* Start Data provided *

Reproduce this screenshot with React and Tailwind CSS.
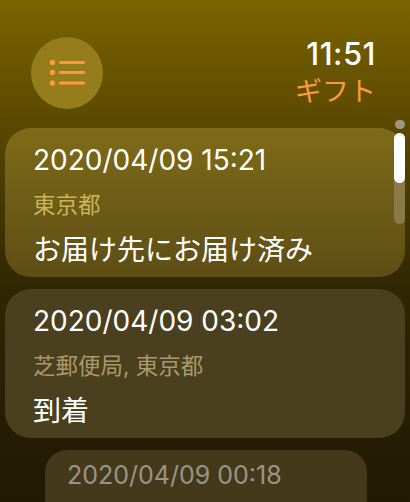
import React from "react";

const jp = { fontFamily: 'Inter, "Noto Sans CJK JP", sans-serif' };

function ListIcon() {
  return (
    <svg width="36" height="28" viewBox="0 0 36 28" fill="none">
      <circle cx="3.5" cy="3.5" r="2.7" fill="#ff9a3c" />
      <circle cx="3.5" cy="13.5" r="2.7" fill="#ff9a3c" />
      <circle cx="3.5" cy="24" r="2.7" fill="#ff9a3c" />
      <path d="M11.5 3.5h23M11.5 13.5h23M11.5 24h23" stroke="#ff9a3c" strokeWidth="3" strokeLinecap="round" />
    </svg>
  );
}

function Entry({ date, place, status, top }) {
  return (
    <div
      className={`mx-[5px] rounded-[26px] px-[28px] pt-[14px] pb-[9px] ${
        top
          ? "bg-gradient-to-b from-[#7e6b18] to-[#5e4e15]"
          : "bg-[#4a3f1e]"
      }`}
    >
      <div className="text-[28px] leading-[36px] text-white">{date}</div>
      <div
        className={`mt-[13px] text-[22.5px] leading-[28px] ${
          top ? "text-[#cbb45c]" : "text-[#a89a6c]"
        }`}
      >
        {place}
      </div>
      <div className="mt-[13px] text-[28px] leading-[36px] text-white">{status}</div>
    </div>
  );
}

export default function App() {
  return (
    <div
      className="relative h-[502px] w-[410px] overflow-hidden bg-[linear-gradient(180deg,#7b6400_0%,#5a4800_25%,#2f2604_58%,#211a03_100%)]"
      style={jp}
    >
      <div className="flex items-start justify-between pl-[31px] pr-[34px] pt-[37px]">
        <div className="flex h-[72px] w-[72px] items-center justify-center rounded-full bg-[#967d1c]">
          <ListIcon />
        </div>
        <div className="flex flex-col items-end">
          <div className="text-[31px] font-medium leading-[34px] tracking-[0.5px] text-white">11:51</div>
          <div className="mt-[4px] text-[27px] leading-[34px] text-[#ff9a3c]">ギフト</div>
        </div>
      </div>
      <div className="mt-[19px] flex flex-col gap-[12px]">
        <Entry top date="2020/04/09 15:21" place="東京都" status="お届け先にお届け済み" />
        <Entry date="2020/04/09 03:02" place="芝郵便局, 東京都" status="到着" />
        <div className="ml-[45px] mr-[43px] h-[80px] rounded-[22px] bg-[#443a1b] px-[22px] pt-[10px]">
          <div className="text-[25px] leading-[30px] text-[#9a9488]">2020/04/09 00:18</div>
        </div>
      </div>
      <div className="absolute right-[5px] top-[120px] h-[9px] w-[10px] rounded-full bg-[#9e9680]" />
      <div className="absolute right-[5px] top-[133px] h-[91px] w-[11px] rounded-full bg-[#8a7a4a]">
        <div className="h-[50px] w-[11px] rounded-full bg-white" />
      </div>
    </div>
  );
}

* End Data provided *

Using the listing, copy every line where the word "React" shows up.

Reproduce this screenshot with React and Tailwind CSS.
import React from "react";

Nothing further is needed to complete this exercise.